>>>>

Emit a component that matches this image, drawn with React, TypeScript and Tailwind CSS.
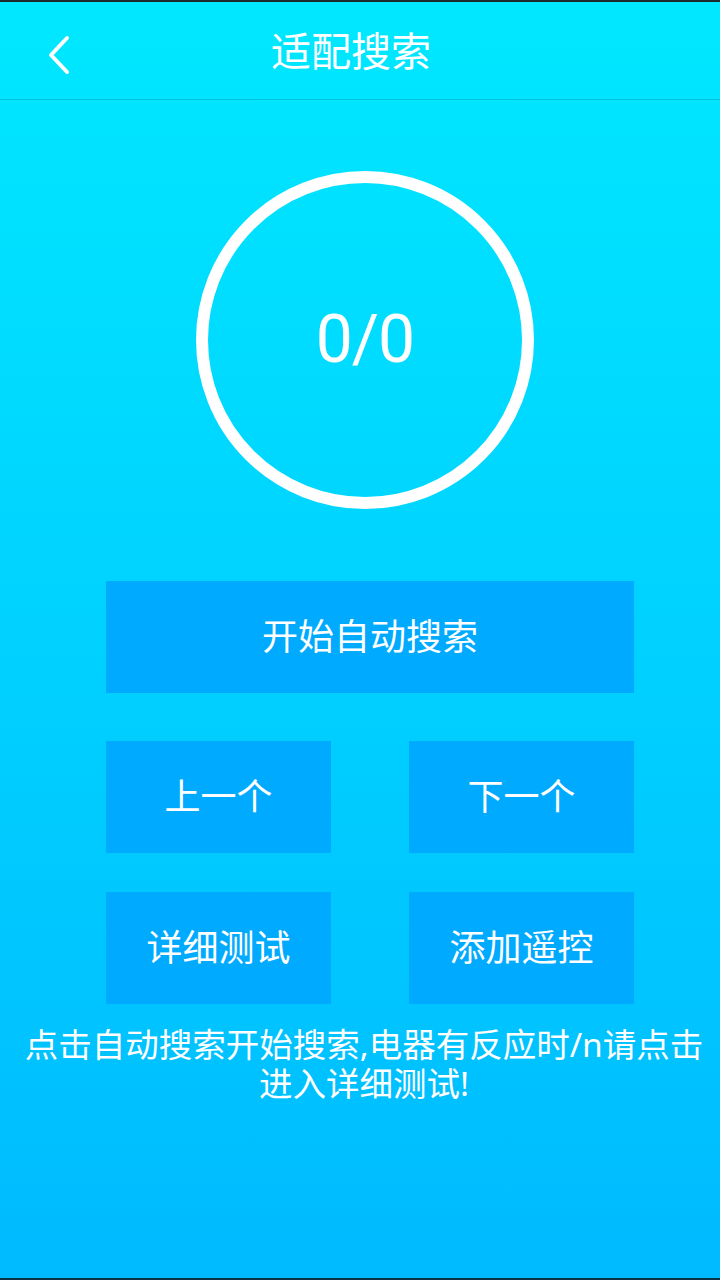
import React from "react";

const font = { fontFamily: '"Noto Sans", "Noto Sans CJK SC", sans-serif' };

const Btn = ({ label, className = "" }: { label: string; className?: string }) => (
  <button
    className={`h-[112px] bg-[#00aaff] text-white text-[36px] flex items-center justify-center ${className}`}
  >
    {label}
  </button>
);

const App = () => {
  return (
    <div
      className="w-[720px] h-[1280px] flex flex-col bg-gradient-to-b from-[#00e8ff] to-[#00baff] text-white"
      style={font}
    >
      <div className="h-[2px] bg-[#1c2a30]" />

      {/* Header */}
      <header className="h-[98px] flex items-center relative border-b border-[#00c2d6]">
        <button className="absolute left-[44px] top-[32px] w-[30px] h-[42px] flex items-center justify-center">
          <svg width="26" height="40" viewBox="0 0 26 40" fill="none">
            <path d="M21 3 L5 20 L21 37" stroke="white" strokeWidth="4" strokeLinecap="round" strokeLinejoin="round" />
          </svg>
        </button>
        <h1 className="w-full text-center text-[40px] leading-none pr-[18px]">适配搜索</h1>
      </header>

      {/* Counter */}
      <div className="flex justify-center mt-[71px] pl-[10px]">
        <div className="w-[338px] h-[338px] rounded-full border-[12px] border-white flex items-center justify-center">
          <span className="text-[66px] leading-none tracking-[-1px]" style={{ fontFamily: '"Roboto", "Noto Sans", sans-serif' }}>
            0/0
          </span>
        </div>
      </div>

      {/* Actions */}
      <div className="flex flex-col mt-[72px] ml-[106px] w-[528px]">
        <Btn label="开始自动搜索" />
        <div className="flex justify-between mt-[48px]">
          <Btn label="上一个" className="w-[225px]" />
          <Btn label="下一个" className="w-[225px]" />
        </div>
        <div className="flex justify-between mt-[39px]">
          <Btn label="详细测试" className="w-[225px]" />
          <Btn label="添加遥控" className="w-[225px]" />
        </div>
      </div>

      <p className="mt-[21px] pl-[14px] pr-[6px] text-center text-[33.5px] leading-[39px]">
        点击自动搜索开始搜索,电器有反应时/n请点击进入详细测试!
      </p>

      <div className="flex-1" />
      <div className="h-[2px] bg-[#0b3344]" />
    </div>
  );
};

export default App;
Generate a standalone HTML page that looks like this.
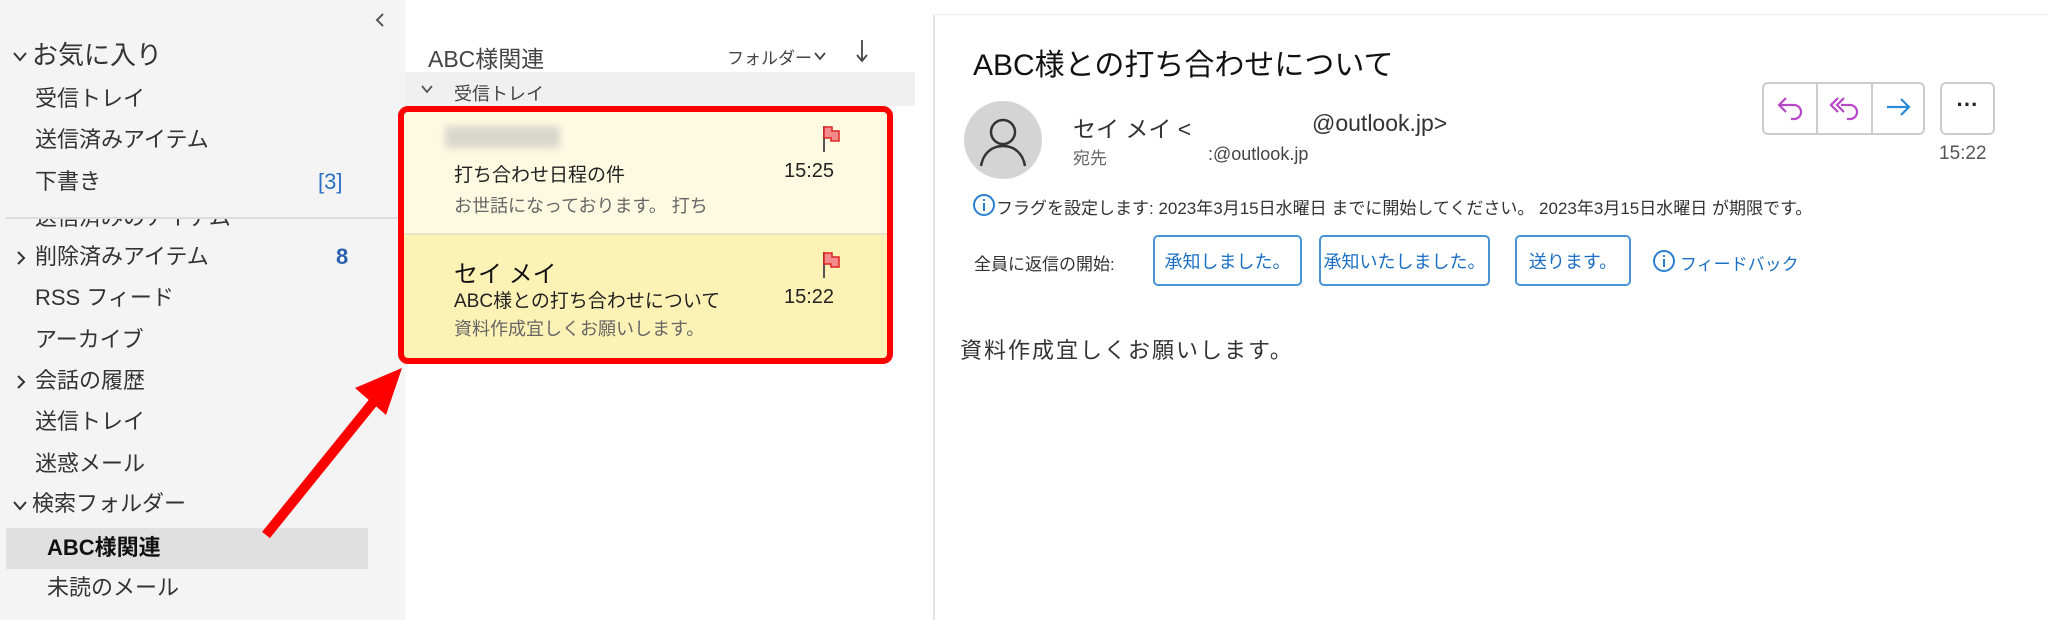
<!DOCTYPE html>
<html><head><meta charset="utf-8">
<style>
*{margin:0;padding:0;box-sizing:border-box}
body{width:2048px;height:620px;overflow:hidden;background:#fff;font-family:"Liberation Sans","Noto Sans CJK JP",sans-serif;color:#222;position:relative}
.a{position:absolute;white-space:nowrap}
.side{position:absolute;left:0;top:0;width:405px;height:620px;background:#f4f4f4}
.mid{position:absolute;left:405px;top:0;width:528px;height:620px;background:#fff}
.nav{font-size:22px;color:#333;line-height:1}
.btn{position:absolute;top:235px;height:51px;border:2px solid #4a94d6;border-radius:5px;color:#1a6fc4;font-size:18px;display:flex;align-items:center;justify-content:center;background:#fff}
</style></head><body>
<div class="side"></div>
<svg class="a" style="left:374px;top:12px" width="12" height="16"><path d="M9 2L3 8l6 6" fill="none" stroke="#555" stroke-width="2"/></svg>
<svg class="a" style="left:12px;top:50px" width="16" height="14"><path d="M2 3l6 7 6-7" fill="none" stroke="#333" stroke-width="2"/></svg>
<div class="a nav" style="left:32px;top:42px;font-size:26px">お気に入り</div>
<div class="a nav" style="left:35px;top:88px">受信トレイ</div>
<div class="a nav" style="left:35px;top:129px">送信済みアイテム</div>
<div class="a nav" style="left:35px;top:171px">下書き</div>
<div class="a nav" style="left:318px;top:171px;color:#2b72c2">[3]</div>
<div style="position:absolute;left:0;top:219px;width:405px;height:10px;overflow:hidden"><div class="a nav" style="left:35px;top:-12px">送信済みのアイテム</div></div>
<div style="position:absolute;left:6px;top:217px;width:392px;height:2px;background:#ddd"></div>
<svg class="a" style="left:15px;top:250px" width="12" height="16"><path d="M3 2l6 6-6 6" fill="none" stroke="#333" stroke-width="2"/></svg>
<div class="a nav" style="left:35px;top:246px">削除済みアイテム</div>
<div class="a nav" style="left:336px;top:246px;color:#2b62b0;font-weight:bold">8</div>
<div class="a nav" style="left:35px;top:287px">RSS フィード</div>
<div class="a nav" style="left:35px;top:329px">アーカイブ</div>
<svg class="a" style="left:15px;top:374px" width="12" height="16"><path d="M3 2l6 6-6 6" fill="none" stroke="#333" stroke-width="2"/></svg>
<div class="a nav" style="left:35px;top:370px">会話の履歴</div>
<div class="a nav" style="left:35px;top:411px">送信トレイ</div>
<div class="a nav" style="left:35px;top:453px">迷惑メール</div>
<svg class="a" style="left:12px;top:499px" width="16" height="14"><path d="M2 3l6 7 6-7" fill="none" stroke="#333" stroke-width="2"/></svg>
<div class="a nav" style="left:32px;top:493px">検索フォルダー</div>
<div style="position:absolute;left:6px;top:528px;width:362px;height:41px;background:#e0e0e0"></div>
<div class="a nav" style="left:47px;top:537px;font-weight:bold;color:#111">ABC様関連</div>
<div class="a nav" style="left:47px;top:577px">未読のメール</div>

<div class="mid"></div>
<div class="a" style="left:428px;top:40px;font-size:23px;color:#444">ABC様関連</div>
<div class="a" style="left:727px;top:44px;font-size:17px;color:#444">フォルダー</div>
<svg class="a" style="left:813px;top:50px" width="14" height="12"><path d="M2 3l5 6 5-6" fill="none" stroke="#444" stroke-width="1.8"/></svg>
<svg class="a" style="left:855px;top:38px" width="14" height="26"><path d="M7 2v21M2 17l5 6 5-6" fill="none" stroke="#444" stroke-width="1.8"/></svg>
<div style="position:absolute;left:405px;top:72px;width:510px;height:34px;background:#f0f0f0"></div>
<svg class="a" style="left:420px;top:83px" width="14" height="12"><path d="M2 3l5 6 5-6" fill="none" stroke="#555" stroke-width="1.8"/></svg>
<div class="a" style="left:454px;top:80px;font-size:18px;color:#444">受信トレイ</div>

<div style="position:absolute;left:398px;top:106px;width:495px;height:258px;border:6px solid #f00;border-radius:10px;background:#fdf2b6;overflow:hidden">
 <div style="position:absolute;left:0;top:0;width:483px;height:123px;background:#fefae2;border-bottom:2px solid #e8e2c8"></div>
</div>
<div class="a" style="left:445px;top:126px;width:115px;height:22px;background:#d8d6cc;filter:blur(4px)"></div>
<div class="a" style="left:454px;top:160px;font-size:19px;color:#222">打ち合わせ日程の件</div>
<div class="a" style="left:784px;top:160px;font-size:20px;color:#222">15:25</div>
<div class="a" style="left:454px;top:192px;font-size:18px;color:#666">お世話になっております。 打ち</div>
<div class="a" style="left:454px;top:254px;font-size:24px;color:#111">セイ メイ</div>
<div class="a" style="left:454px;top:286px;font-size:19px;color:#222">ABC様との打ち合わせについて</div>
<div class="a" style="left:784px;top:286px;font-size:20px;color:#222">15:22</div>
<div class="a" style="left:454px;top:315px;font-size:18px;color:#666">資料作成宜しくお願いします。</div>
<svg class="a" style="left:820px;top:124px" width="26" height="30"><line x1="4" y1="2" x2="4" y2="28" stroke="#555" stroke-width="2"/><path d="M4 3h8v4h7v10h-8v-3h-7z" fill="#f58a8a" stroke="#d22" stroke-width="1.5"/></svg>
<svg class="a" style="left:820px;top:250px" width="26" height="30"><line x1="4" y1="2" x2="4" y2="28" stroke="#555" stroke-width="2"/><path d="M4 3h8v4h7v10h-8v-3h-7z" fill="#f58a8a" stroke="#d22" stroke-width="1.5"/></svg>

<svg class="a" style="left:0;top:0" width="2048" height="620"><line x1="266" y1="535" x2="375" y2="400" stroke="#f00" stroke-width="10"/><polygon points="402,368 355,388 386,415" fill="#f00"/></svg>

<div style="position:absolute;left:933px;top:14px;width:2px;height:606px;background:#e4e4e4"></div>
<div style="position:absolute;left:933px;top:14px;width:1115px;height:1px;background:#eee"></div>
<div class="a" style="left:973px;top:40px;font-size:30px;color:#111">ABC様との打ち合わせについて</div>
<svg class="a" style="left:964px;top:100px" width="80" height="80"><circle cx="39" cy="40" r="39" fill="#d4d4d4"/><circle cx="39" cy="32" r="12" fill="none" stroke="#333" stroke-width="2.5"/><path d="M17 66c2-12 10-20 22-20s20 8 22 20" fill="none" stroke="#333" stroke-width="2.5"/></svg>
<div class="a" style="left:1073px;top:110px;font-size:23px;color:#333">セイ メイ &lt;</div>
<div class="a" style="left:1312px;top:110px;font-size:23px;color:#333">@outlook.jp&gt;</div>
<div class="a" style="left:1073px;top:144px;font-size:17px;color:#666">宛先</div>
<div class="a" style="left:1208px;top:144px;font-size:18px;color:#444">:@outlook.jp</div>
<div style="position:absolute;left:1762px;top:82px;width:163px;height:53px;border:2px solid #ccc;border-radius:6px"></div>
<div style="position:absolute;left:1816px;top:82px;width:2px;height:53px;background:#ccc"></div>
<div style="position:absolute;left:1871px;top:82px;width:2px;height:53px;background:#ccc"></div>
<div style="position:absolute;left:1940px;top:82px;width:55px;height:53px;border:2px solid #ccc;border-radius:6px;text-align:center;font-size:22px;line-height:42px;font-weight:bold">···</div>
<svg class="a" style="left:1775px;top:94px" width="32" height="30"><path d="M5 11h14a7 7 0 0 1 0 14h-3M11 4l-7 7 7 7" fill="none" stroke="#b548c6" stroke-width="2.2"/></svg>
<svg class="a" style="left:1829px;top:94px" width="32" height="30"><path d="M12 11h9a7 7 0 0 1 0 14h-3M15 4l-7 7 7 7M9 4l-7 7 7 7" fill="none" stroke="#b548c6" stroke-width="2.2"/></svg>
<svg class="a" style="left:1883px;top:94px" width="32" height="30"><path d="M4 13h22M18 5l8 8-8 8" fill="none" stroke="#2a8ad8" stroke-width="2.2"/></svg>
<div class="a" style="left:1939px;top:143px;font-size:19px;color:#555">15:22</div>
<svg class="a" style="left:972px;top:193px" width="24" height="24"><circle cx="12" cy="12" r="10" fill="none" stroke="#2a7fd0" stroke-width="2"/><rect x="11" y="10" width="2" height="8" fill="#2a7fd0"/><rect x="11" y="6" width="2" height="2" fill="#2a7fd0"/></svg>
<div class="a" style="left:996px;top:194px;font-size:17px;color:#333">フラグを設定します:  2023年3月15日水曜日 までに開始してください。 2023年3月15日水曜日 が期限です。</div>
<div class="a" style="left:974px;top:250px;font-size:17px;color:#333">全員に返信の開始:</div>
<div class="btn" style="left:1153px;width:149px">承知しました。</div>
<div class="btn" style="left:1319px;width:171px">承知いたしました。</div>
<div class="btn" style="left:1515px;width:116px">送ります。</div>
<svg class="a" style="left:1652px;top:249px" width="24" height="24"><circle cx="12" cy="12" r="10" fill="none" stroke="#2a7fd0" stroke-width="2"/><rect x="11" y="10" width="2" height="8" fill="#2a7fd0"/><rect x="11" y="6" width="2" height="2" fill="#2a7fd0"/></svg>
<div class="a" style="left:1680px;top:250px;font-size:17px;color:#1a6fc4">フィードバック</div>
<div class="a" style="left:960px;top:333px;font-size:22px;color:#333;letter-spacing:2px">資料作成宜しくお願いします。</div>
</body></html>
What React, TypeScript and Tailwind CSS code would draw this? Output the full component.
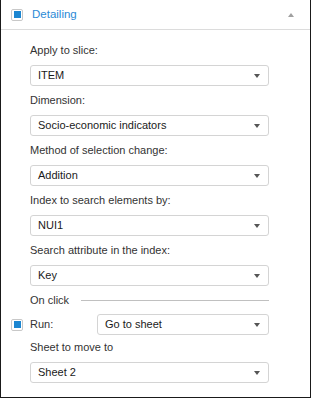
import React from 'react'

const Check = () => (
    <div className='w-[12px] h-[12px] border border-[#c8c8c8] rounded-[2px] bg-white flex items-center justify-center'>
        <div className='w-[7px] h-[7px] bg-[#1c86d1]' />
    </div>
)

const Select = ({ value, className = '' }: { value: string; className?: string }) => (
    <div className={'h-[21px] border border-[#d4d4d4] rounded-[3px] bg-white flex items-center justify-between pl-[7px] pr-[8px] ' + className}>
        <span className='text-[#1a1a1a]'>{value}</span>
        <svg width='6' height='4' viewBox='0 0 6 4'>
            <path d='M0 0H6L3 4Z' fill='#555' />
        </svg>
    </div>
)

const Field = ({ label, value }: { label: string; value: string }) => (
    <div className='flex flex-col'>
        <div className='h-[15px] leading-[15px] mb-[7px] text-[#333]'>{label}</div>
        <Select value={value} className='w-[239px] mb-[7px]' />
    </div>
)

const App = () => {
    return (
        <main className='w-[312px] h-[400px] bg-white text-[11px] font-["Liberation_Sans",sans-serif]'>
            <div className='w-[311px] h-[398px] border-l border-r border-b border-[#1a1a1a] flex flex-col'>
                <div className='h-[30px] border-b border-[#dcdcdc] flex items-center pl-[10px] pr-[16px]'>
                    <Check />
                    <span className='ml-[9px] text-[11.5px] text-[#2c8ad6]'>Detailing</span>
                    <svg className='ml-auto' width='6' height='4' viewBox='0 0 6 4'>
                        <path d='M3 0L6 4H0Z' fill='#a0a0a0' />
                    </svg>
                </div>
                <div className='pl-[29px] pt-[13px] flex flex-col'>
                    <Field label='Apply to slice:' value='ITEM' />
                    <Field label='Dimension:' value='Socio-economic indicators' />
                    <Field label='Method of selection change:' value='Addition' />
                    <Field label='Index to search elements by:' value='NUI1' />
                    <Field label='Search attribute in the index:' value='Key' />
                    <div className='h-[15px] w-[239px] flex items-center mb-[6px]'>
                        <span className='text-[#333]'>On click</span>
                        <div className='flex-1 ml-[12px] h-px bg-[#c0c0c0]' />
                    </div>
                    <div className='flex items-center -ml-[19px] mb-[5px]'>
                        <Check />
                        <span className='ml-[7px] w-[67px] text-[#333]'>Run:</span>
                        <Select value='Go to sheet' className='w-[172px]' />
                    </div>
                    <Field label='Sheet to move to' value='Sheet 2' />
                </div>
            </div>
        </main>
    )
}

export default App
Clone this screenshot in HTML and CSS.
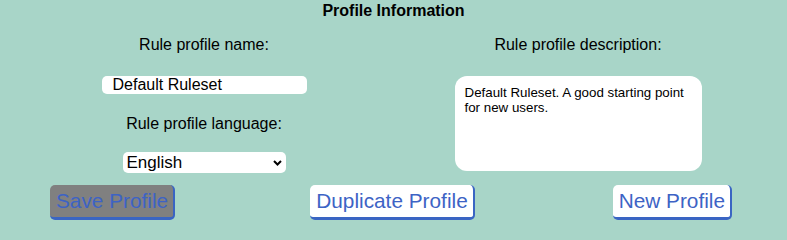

<<<<

[REQUIREMENT]
Identify how many lines in the entries above contain the word "this" and provide only that figure.

[THE RESPONSE]
4